Take Katherine, for example. It’s my mother’s name and a source of endless amusement to my part-Hawaiian father. “Katherine” is “Kakalina” in Your Hawaiian Name Here! translations. It’s also the Hawaiian word for gasoline, super hilarious in a couple of pau hana beers way since my Dad worked for Chevron in Hawaii and later owned a gas station. In typical Hawaiian tradition, he gave her expensive gold bracelets, rings, and necklaces all proudly proclaiming Kakalina in black enameled script. He said that way he could write them off as advertising.
Most of the time the Hawaiian name translations result in pure gibberish. Most of the time. Sometimes they are pee your pants hilarious to those who know a little of the language, making my mother’s gasoline jewelry look merely quaint.
All of which is too bad, really, when you understand the importance names hold in Hawaiian culture. Real Hawaiian names are a sacred, serious business that require much thought, prayer, and consultation among family and friends before being bestowed. (More on this in an upcoming blog.)
If someone really wants to know what his or her name is in Hawaiian, I’ll ask for the origin and meaning behind the name and look for a comparable Hawaiian word or phrase.
Katherine is Greek in origin and is often translated as “pure.” Hemolele is a Hawaiian word with connotations of flawless, holy, saintly, pure in heart, complete, and person without fault—far more beautiful and accurate for my mother than gasoline.

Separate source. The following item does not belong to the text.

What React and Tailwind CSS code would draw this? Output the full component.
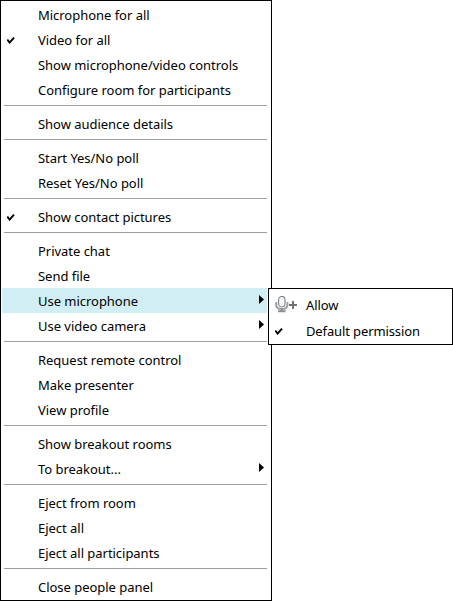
const groups = [
  [
    { label: "Microphone for all" },
    { label: "Video for all", checked: true },
    { label: "Show microphone/video controls" },
    { label: "Configure room for participants" },
  ],
  [{ label: "Show audience details" }],
  [{ label: "Start Yes/No poll" }, { label: "Reset Yes/No poll" }],
  [{ label: "Show contact pictures", checked: true }],
  [
    { label: "Private chat" },
    { label: "Send file" },
    { label: "Use microphone", submenu: true, active: true },
    { label: "Use video camera", submenu: true },
  ],
  [{ label: "Request remote control" }, { label: "Make presenter" }, { label: "View profile" }],
  [{ label: "Show breakout rooms" }, { label: "To breakout...", submenu: true }],
  [{ label: "Eject from room" }, { label: "Eject all" }, { label: "Eject all participants" }],
  [{ label: "Close people panel" }],
];

function Check() {
  return (
    <svg width="8" height="7" viewBox="0 0 8 7">
      <path d="M.3 2.6L2.6 5.6L7 .6" fill="none" stroke="#000" strokeWidth="1.9" />
    </svg>
  );
}

function Arrow() {
  return (
    <svg className="mb-1 shrink-0" width="5" height="9" viewBox="0 0 5 9">
      <path d="M0 0L5 4.5L0 9Z" fill="#000" />
    </svg>
  );
}

function MicPlus() {
  return (
    <svg className="mb-0.5" width="23" height="18" viewBox="0 0 23 18" fill="none">
      <path d="M1.2 6v3c0 2.6 2.3 4.1 5.6 4.1s5.6-1.5 5.6-4.1V6" stroke="#9a9fa3" strokeWidth="2" />
      <rect x="3.6" y=".5" width="6.4" height="10.5" rx="3.2" fill="#f6f8f9" stroke="#7f8488" strokeWidth="1.1" />
      <path d="M6.8 13v2M3 15.3h7.6" stroke="#8b9094" strokeWidth="2" />
      <path d="M18 5v8M14 9h8" stroke="#707276" strokeWidth="2" />
    </svg>
  );
}

function Item({ label, checked, submenu, active }) {
  return (
    <div className={`flex h-[25px] items-center pl-[5px] pr-[3px] pt-0.5 ${active ? "bg-[#d1eef4]" : ""}`}>
      <span className="w-[31px] shrink-0">{checked && <Check />}</span>
      <span className="grow whitespace-nowrap leading-[23px]">{label}</span>
      {submenu && <Arrow />}
    </div>
  );
}

export default function App() {
  return (
    <div className="relative h-[601px] w-[453px] overflow-hidden bg-white font-['Noto_Sans',sans-serif] text-[13px] tracking-[-0.03px] text-black">
      <div className="h-[601px] w-[272px] border border-black py-px pl-px pr-1">
        {groups.map((items, i) => (
          <div key={i}>
            {i > 0 && <div className="mb-[5px] ml-0.5 mt-[3px] h-px bg-[#a0a0a0]" />}
            {items.map((item) => (
              <Item key={item.label} {...item} />
            ))}
          </div>
        ))}
      </div>
      <div className="absolute left-[268px] top-[288px] h-[57px] w-[185px] border border-black bg-white pl-[6px] pt-[3px] tracking-[-0.12px]">
        <div className="flex h-[26px] items-center pt-0.5">
          <span className="w-[31px] shrink-0"><MicPlus /></span>
          <span>Allow</span>
        </div>
        <div className="flex h-[26px] items-center pt-0.5">
          <span className="w-[31px] shrink-0 pb-px"><Check /></span>
          <span className="whitespace-nowrap">Default permission</span>
        </div>
      </div>
    </div>
  );
}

When it comes to Hawaiian names, keep in mind that Hawaiian words are highly poetic and layered in meaning; things are not always what they seem. It also pays to know who you’re asking. When pestered once too often at a family party on the mainland, Mr. Hilarious once told a nephew that his name in Hawaiian was ‘Okole, which is what my cousin told his friends to call him. Years later when I met up with this cousin and some of his friends, I had to pull him aside and tell him he needed a new nickname. He’d been the literal butt of my father’s joke long enough.